After your service is running, you can confirm that the metrics are being ingested into Monitoring by searching for them in Metrics Explorer.
Availability SLIs
In Cloud Monitoring, you express a request-based availability SLI by using a
TimeSeriesRatio
structure. The following
example shows an SLO that uses the ingested OpenCensus metrics and expects
that the service has a 98% availability, as calculated by a ratio of
error_count_sli
to request_count_sli
, over a rolling 28-day window:
{
"serviceLevelIndicator": {
"requestBased": {
"goodTotalRatio": {
"totalServiceFilter":
"metric.type=\"custom.googleapis.com/opencensus/request_count_sli\",
"badServiceFilter":
"metric.type=\"custom.googleapis.com/opencensus/error_count_sli\"
}
}
},
"goal": 0.98,
"rollingPeriod": "2419200s",
"displayName": "98% Availability, rolling 28 days"
}
Latency SLIs
In Cloud Monitoring, you express a request-based latency SLI by using a
DistributionCut
structure.
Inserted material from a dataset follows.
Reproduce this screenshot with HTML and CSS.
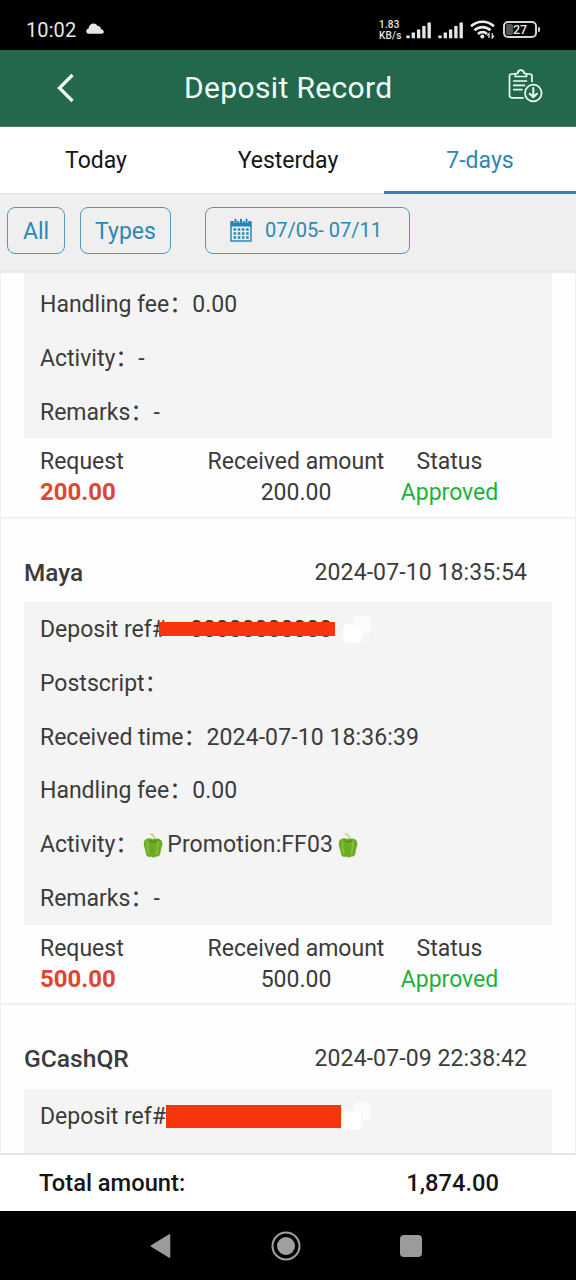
FILE: index.html
```html
<!DOCTYPE html>
<html lang="en">
<head>
<meta charset="utf-8">
<title>Deposit Record</title>
<link rel="stylesheet" href="styles.css">
</head>
<body>
<svg class="defs" width="0" height="0" aria-hidden="true">
  <symbol id="pepper" viewBox="0 0 20 26">
    <path d="M11.500 8C12 4.500 10.500 2.800 7.500 1.800" fill="none" stroke="#c0dc78" stroke-width="1.800" stroke-linecap="round"/>
    <path d="M10 7.200C7 5.400 1.500 6 .8 10.500C.3 14.500 2.500 17 2.800 21C3 24.500 6 25.600 8.300 24.500C10 26 12 25.600 13.200 24.500C16 25 17.500 23 17.600 20C17.800 16.500 19.800 14.500 19.300 10.500C18.500 6.300 14 5.800 10 7.200Z" fill="#6cac25"/>
    <path d="M4.500 10C3.500 14 5.500 18 5.600 22M14.800 10C15.500 14 13.600 18 13.500 22" fill="none" stroke="#83c034" stroke-width="2" stroke-linecap="round"/>
    <path d="M7 8.500C9 10 12 10 14 8.300" fill="none" stroke="#4f8a1c" stroke-width="1.300"/>
  </symbol>
  <symbol id="copy" viewBox="0 0 30 30">
    <rect x="11" y="1" width="18" height="18" rx="4" fill="#fbfbfb"/>
    <rect x="1" y="9" width="19" height="19" rx="4" fill="#fff" stroke="#f7f7f7" stroke-width="1"/>
  </symbol>
  <symbol id="signal" viewBox="0 0 26 18">
    <path d="M2 17.300V14.500M7.300 17.300V11.500M12.600 17.300V8.500M17.900 17.300V5M23.200 17.300V1.500" stroke="#e8e8e8" stroke-width="3.300" fill="none"/>
  </symbol>
</svg>
<div class="screen">
  <div class="status">
    <span class="clock">10:02</span>
    <svg class="cloud" width="18" height="11" viewBox="0 0 18 11"><path d="M2.500 10.800C-.8 10.300-.3 6 2.600 5.500C3 0 9.500-1.200 11.600 3C14 2.800 15 4.500 15 6.300C18 6.300 18.800 10 16 10.800Z" fill="#e6e6e6"/></svg>
    <span class="speed"><span>1.83</span><span>KB/s</span></span>
    <svg class="sig" width="26" height="18"><use href="#signal"/></svg>
    <svg class="sig2" width="26" height="18"><use href="#signal"/></svg>
    <svg class="wifi" width="25" height="19" viewBox="0 0 25 19"><g fill="none" stroke="#e8e8e8" stroke-width="2.600"><path d="M1 6.300C7.500 .2 17.500 .2 24 6.300"/><path d="M4.500 10.300C9 6 16 6 20.500 10.300"/><path d="M8 14C10.500 11.500 14.500 11.500 17 14"/></g><circle cx="12.300" cy="16.500" r="2" fill="#e8e8e8"/><path d="M19 18V13.500L17.200 15.600M22.200 13V18L24 15.600" fill="none" stroke="#e8e8e8" stroke-width="1.200"/></svg>
    <span class="battery"><span class="level"></span><span class="pct">27</span></span><span class="tip"></span>
  </div>
  <div class="appbar">
    <svg class="back" width="18" height="30" viewBox="0 0 18 30"><path d="M15.500 2L2.500 15L15.500 28" fill="none" stroke="#eefff7" stroke-width="3.300"/></svg>
    <h1>Deposit Record</h1>
    <svg class="clip" width="36" height="34" viewBox="0 0 36 34"><g fill="none" stroke="#e9fff4" stroke-width="1.700" stroke-linecap="round" stroke-linejoin="round"><path d="M15 28.800H3.800Q1.500 28.800 1.500 26.500V7.300Q1.500 5 3.800 5H7M18.500 5H21.700Q24 5 24 7.300V12.500M7.300 7.500V4.500H9.700C10 0 15.800 0 16.100 4.500H18.500V7.500Z"/><path d="M5.700 12H18.500M5.700 16.300H16.500M5.700 20.600H14"/><circle cx="25.300" cy="24" r="8.300"/><path d="M25.300 19V28M21.700 24.700L25.300 28.300L28.900 24.700" stroke-width="2"/></g></svg>
  </div>
  <div class="tabs">
    <span class="tab">Today</span><span class="tab">Yesterday</span><span class="tab active">7-days</span>
  </div>
  <div class="filters">
    <span class="btn all">All</span>
    <span class="btn types">Types</span>
    <span class="btn range">
      <svg width="22" height="24" viewBox="0 0 22 24"><path d="M1 4H21V23H1Z" fill="none" stroke="#2a88b5" stroke-width="1.500"/><path d="M1 3H21V8.500H1Z" fill="#2585b6"/><path d="M5.500 .5V5M11 .5V5M16.500 .5V5" stroke="#f0f0f0" stroke-width="3.400"/><path d="M5.500 .8V5M11 .8V5M16.500 .8V5" stroke="#2585b6" stroke-width="2"/><path d="M3.500 11.500H19M3.500 15.500H19M3.500 19.500H19" stroke="#2a88b5" stroke-width="2.500" stroke-dasharray="2.600 1.600"/></svg>
      <span>07/05- 07/11</span>
    </span>
  </div>
  <div class="list">
    <section class="card first">
      <div class="details">
        <div class="row">Handling fee：<span>0.00</span></div>
        <div class="row">Activity：<span>-</span></div>
        <div class="row">Remarks：<span>-</span></div>
      </div>
      <div class="summary">
        <div class="req"><span>Request</span><b>200.00</b></div>
        <div class="rec"><span>Received amount</span><span>200.00</span></div>
        <div class="sta"><span>Status</span><span class="ok">Approved</span></div>
      </div>
    </section>
    <section class="card">
      <div class="head"><b>Maya</b><span>2024-07-10 18:35:54</span></div>
      <div class="details">
        <div class="row">Deposit ref#<span class="masked"><span class="digits">00000000000</span><span class="bar thin"></span></span><svg class="copy" width="30" height="30"><use href="#copy"/></svg></div>
        <div class="row">Postscript：</div>
        <div class="row">Received time：<span class="time">2024-07-10 18:36:39</span></div>
        <div class="row">Handling fee：<span>0.00</span></div>
        <div class="row">Activity：<svg class="pepper lead" width="20" height="26"><use href="#pepper"/></svg><span class="time">Promotion:FF03</span><svg class="pepper" width="20" height="26"><use href="#pepper"/></svg></div>
        <div class="row">Remarks：<span>-</span></div>
      </div>
      <div class="summary">
        <div class="req"><span>Request</span><b>500.00</b></div>
        <div class="rec"><span>Received amount</span><span>500.00</span></div>
        <div class="sta"><span>Status</span><span class="ok">Approved</span></div>
      </div>
    </section>
    <section class="card third">
      <div class="head"><b class="wide">GCashQR</b><span>2024-07-09 22:38:42</span></div>
      <div class="details last">
        <div class="row">Deposit ref#<span class="masked"><span class="bar thick"></span></span><svg class="copy" width="30" height="30"><use href="#copy"/></svg></div>
      </div>
    </section>
  </div>
  <div class="total"><b>Total amount:</b><b>1,874.00</b></div>
  <div class="nav">
    <svg width="22" height="26" viewBox="0 0 22 26"><path d="M19.500 1.800V24.200L1.500 13Z" fill="#9b9b9b" stroke="#9b9b9b" stroke-width="1.500" stroke-linejoin="round"/></svg>
    <svg width="30" height="30" viewBox="0 0 30 30"><circle cx="15" cy="15" r="13.500" fill="none" stroke="#a0a0a0" stroke-width="2"/><circle cx="15" cy="15" r="9" fill="#a0a0a0"/></svg>
    <span class="square"></span>
  </div>
</div>
</body>
</html>
```
FILE: styles.css
```css
* { box-sizing: border-box; }
body { margin: 0; background: #fff; font-family: Roboto, "Noto Sans CJK SC", sans-serif; font-size: 23px; color: #3b3b3b; }
.defs { position: absolute; }
.screen { width: 576px; height: 1280px; display: flex; flex-direction: column; overflow: hidden; }
svg { flex: none; display: block; }

.status { height: 50px; flex: none; background: #000; color: #e6e6e6; display: flex; align-items: center; padding: 9px 0 0 26px; }
.clock { font-size: 20px; width: 60px; letter-spacing: .1px; white-space: nowrap; }
.cloud { margin-top: -2px; }
.speed { margin-left: 275px; width: 27px; font-size: 10px; letter-spacing: .2px; line-height: 11px; font-weight: 500; display: flex; flex-direction: column; white-space: nowrap; }
.sig2 { margin-left: 6px; }
.wifi { margin-left: 6px; }
.battery { position: relative; margin-left: 8px; width: 34px; height: 17px; border: 2px solid #d5d5d5; border-radius: 5px; display: flex; align-items: center; justify-content: center; }
.level { position: absolute; left: 1px; top: 1px; width: 7px; height: 11px; background: #555; border-radius: 2px; }
.pct { position: relative; font-size: 12.500px; font-weight: 500; line-height: 13px; }
.tip { width: 2px; height: 5px; margin-left: 1px; background: #ccc; border-radius: 1px; }

.appbar { height: 77px; flex: none; background: #23684c; border-bottom: 1px solid #4f7565; display: flex; align-items: center; color: #f1fff9; }
.back { margin-left: 57px; }
.appbar h1 { margin: 0 0 1px 109px; width: 324px; font-weight: 400; font-size: 30px; letter-spacing: .35px; white-space: nowrap; }
.clip { margin-top: -4px; }

.tabs { height: 67px; flex: none; display: flex; background: #fff; color: #151515; }
.tab { flex: 1; display: flex; align-items: center; justify-content: center; border-bottom: 1px solid #dcdfe0; }
.tab.active { color: #2d87b2; border-bottom: 3px solid #3484b5; padding-top: 2px; }

.filters { height: 79px; flex: none; background: #efefef; border-bottom: 2px solid #ebebeb; display: flex; align-items: flex-start; padding: 13px 0 0 7px; color: #2d87b2; }
.btn { height: 47px; border: 1.5px solid #5796b6; border-radius: 8px; display: flex; align-items: center; justify-content: center; white-space: nowrap; padding-top: 1px; }
.all { width: 58px; }
.types { width: 91px; margin-left: 15px; }
.range { width: 205px; margin-left: 34px; gap: 13px; font-size: 20px; padding: 0 3px 1px 0; }

.list { flex: 1; min-height: 0; overflow: hidden; }
.card { height: 486px; border: 1px solid #f0f0f0; border-top: 0; border-bottom: 2px solid #f1f1f1; padding: 0 23px; background: #fefefe; }
.card.first { height: 246px; }
.head { height: 83px; padding: 23px 25px 0 0; display: flex; align-items: center; justify-content: space-between; white-space: nowrap; }
.third .head { height: 84px; padding-top: 22px; }
.head span, .time { letter-spacing: .1px; }
.head b { font-weight: 500; font-size: 24.300px; }
.head b.wide { font-size: 24.600px; }
.details { background: #f4f4f4; padding-left: 16px; }
.first .details { padding-top: 4px; }
.last { height: 90px; }
.row { height: 53.800px; line-height: 52px; padding-top: 2px; display: flex; align-items: center; white-space: nowrap; }
.masked { position: relative; width: 175px; height: 27px; line-height: 27px; }
.digits { padding-left: 24px; }
.bar { position: absolute; background: #f6350f; }
.bar.thin { left: -7px; top: 6px; width: 176px; height: 14px; }
.bar.thick { left: 0; top: 2px; width: 175px; height: 23px; }
.copy { margin-left: 1px; }
.pepper { margin-left: 5px; }
.pepper.lead { margin: 0 4px 0 5px; }
.summary { height: 79px; display: flex; padding: 8px 0 0 16px; line-height: 31px; white-space: nowrap; }
.summary > div { display: flex; flex-direction: column; align-items: center; }
.summary .req { width: 167px; align-items: flex-start; }
.req b { font-weight: 700; font-size: 24px; color: #e0462f; }
.rec { width: 178px; }
.sta { width: 129px; }
.ok { color: #20b13b; }

.total { height: 58px; flex: none; background: #fff; border-top: 2px solid #e5e5e5; color: #161616; display: flex; align-items: center; justify-content: space-between; padding: 0 77px 0 39px; }
.total b { font-weight: 500; font-size: 23.700px; }
.nav { height: 69px; flex: none; background: #000; display: flex; align-items: center; padding-left: 150px; }
.nav svg:nth-child(2) { margin-left: 99px; }
.square { width: 22px; height: 22px; margin-left: 99px; background: #9b9b9b; border-radius: 4px; }
```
The following
example shows an SLO that uses the ingested OpenCensus latency metric and
expects that 98% of requests complete in under 1000 ms over a rolling one-day
window:
{
"serviceLevelIndicator": {
"requestBased": {
"distributionCut": {
"distributionFilter":
"metric.type=\"custom.googleapis.com/opencensus/response_latency_sli\",
"range": {
"min": 0,
"max": 1000
}
}
}
},
"goal": 0.98,
"rollingPeriod": "86400s",
"displayName": "98% requests under 1000 ms"
}